Which is not to say Project Glass won’t have its uses. Even out of the box, turn by turn navigation in an unfamiliar city without having to browse maps or poke around on a phone, is by itself pretty darn close to a killer app for the traveller, and being able to search on the fly for points of interest is also obviously useful.
But probably the single most powerful new concept to explore is what I poked around with in 2001, namely translation. Word Lens/Google Goggles type translation of written text is obvious, but the real potential and challenges lie in translation of the spoken word. Using the tethered phone’s microphone and speaker, it should be possible to parse what the user says, have them confirm it on screen, and either have them try to read it out or simply output the translated phrase via the speaker.

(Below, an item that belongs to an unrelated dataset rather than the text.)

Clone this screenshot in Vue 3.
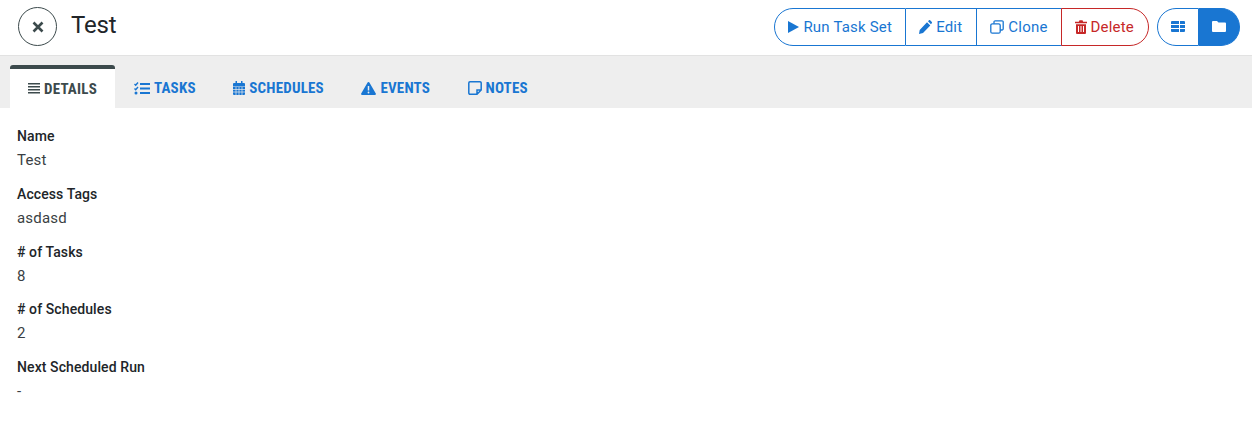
<script setup>
const details = [
  { label: 'Name', value: 'Test' },
  { label: 'Access Tags', value: 'asdasd' },
  { label: '# of Tasks', value: '8' },
  { label: '# of Schedules', value: '2' },
  { label: 'Next Scheduled Run', value: '-' },
]
</script>

<template>
  <div class="page">
    <header class="top">
      <button class="close">
        <svg width="12" height="12" viewBox="0 0 12 12"><path d="M1.500 1.500l9 9M10.500 1.500l-9 9" stroke="#3c4a4c" stroke-width="2.600" fill="none"/></svg>
      </button>
      <h1>Test</h1>
      <div class="actions">
        <div class="group">
          <button class="btn">
            <svg width="11" height="12" viewBox="0 0 11 12"><path d="M0 0v12l11-6z" fill="#1976d2"/></svg>
            Run Task Set
          </button>
          <button class="btn edit">
            <svg width="13" height="14" viewBox="0 0 13 14"><path d="M0 14l.7-4L8 2.200l3.300 3.300-7.300 7.600zM9 1.200l.7-.8a1.200 1.200 0 0 1 1.700 0l1.200 1.300a1.200 1.200 0 0 1 0 1.700l-.7.8z" fill="#1976d2"/></svg>
            Edit
          </button>
          <button class="btn">
            <svg width="14" height="14" viewBox="0 0 14 14"><path d="M4 3.800V2a1.200 1.200 0 0 1 1.200-1.200h6.800A1.200 1.200 0 0 1 13.200 2v6.800a1.200 1.200 0 0 1-1.200 1.200h-1.800" stroke="#1976d2" stroke-width="1.300" fill="none"/><rect x=".8" y="3.800" width="9.400" height="9.400" rx="1.500" stroke="#1976d2" stroke-width="1.300" fill="none"/></svg>
            Clone
          </button>
          <button class="btn danger">
            <svg width="12" height="14" viewBox="0 0 12 14"><path d="M0 1.800h3.800L4.500.2h3l.7 1.600H12v1.400H0zM1 4.200h10V13a1 1 0 0 1-1 1H2a1 1 0 0 1-1-1z" fill="#c62828"/><path d="M3.500 6v6M6 6v6M8.500 6v6" stroke="#fff"/></svg>
            Delete
          </button>
        </div>
        <div class="group view">
          <button class="btn">
            <svg width="14" height="11" viewBox="0 0 14 11"><path d="M0 1a1 1 0 0 1 1-1h7v3H0zM9 0h4a1 1 0 0 1 1 1v2H9zM0 4h8v3H0zM9 4h5v3H9zM0 8h8v3H1a1 1 0 0 1-1-1zM9 8h5v2a1 1 0 0 1-1 1H9z" fill="#1976d2"/></svg>
          </button>
          <button class="btn on">
            <svg width="14" height="11" viewBox="0 0 14 11"><path d="M0 1a1 1 0 0 1 1-1h4l1.500 1.500H13a1 1 0 0 1 1 1V10a1 1 0 0 1-1 1H1a1 1 0 0 1-1-1z" fill="#fff"/></svg>
          </button>
        </div>
      </div>
    </header>

    <nav class="tabs">
      <a class="tab active">
        <svg width="12" height="12" viewBox="0 0 12 12"><path d="M0 .800h12M0 3.800h12M0 6.800h12M0 9.800h12" stroke="#3c4a4c" stroke-width="1.500"/></svg>
        <span>DETAILS</span>
      </a>
      <a class="tab">
        <svg width="16" height="13" viewBox="0 0 16 13"><path d="M6 2h10M6 6.500h10M6 11h10" stroke="#1976d2" stroke-width="2"/><path d="M.5 2l1.200 1.200L4 .5M.5 6.500l1.200 1.200L4 5" stroke="#1976d2" stroke-width="1.400" fill="none"/><circle cx="2" cy="11" r="1.500" fill="#1976d2"/></svg>
        <span>TASKS</span>
      </a>
      <a class="tab">
        <svg width="12" height="14" viewBox="0 0 12 14"><path d="M1 2h10a1 1 0 0 1 1 1v2H0V3a1 1 0 0 1 1-1zM2.500 0h1.500v3H2.500zM8 0h1.500v3H8z" fill="#1976d2"/><path d="M0 5.500h12V13a1 1 0 0 1-1 1H1a1 1 0 0 1-1-1z" fill="#1976d2"/><path d="M0 8.500h12M0 11h12M3 6v8M6 6v8M9 6v8" stroke="#eee" stroke-width=".7"/></svg>
        <span>SCHEDULES</span>
      </a>
      <a class="tab">
        <svg width="15" height="13" viewBox="0 0 15 13"><path d="M7.500 0a1 1 0 0 1 .9.500l6.400 11a1 1 0 0 1-.9 1.500H1.100a1 1 0 0 1-.9-1.500l6.400-11A1 1 0 0 1 7.500 0z" fill="#1976d2"/><path d="M7.500 4v4.500" stroke="#eee" stroke-width="1.500"/><circle cx="7.500" cy="10.500" r=".9" fill="#eee"/></svg>
        <span>EVENTS</span>
      </a>
      <a class="tab">
        <svg width="14" height="14" viewBox="0 0 14 14"><path d="M13.200 9V2a1.200 1.200 0 0 0-1.200-1.200H2A1.200 1.200 0 0 0 .8 2v10A1.200 1.200 0 0 0 2 13.200h7zM13.200 9H9v4.200" stroke="#1976d2" stroke-width="1.500" fill="none"/></svg>
        <span>NOTES</span>
      </a>
    </nav>

    <main class="details">
      <div v-for="d in details" :key="d.label" class="row">
        <div class="label">{{ d.label }}</div>
        <div class="value">{{ d.value }}</div>
      </div>
    </main>
  </div>
</template>

<style scoped>
.page {
  width: 1252px;
  height: 423px;
  font-family: Roboto, sans-serif;
  color: #212529;
  background: #fff;
  overflow: hidden;
}
.top {
  height: 55px;
  box-sizing: border-box;
  display: flex;
  align-items: center;
  padding: 0 12px 2px 18px;
}
.close {
  width: 39px;
  height: 39px;
  border: 1px solid #3c4a4c;
  border-radius: 50%;
  background: #fff;
  padding: 0;
  display: flex;
  align-items: center;
  justify-content: center;
}
h1 {
  margin: 0 0 4px 14px;
  font-size: 24px;
  font-weight: 400;
  letter-spacing: -.2px;
  color: #212529;
}
.actions {
  margin-left: auto;
  display: flex;
  gap: 8px;
}
.group {
  display: flex;
  height: 38px;
}
.btn {
  height: 38px;
  box-sizing: border-box;
  display: flex;
  align-items: center;
  gap: 4px;
  padding: 0 13px;
  border: 1px solid #1976d2;
  border-left: 0;
  background: #fff;
  color: #1976d2;
  font: 400 15px Roboto, sans-serif;
  letter-spacing: .2px;
}
.btn.edit {
  padding-right: 14px;
}
.btn:first-child {
  border-left: 1px solid #1976d2;
  border-radius: 19px 0 0 19px;
}
.btn.danger {
  color: #c62828;
  border-color: #c62828;
  border-left: 1px solid #c62828;
  margin-left: -1px;
  padding-right: 14px;
  border-radius: 0 19px 19px 0;
}
.view .btn {
  width: 41px;
  justify-content: center;
  padding: 0;
}
.view .btn:first-child {
  width: 42px;
}
.view .on {
  background: #1976d2;
  border-radius: 0 19px 19px 0;
}
.tabs {
  height: 53px;
  box-sizing: border-box;
  background: #eee;
  border-top: 1px solid #e2e2e2;
  padding: 9px 0 0 10px;
  display: flex;
}
.tab {
  height: 43px;
  box-sizing: border-box;
  display: flex;
  align-items: center;
  justify-content: center;
  gap: 4px;
  padding: 3px 18.500px 0 19px;
  color: #1976d2;
  font-size: 15px;
  font-weight: 700;
  letter-spacing: .2px;
}
.tab span {
  display: inline-block;
  font-stretch: 75%;
}
.tab.active {
  width: 105px;
  padding: 1px 0 0;
  background: #fff;
  color: #3c4a4c;
  border-top: 4px solid #3c4a4c;
  border-radius: 3px 3px 0 0;
}
.details {
  padding: 19px 17px 0;
}
.row {
  height: 57.750px;
}
.label {
  font-size: 14px;
  font-weight: 475;
  letter-spacing: .1px;
  line-height: 18px;
}
.value {
  margin-top: 4px;
  font-size: 15px;
  line-height: 22px;
  letter-spacing: .2px;
  color: #3a3f44;
}
</style>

Depending on how good the speech recognition is (and this is pushing the limits today), it could even be possible to hand the phone over to the other person, have them speak, and have the glasses translate that instantly. And if both parties are wearing the glasses, with a microphone and an earphone, could we finally implement the Babel Fish and have unobtrusive simultaneous translation, with the speech of one rendered on the screen of the other? This may not be science fiction any more!
Conclusion
Project Glass has immense potential, but like most revolutions in technology, people are likely to overestimate the short-term impact and underestimate the long-term impact. The first iteration is likely to prove a disappointment, but in a few years’ time this or something much like it may indeed finally supplant the printed book as the traveler’s tool of choice on the road, and create a few new billion-dollar markets in the process.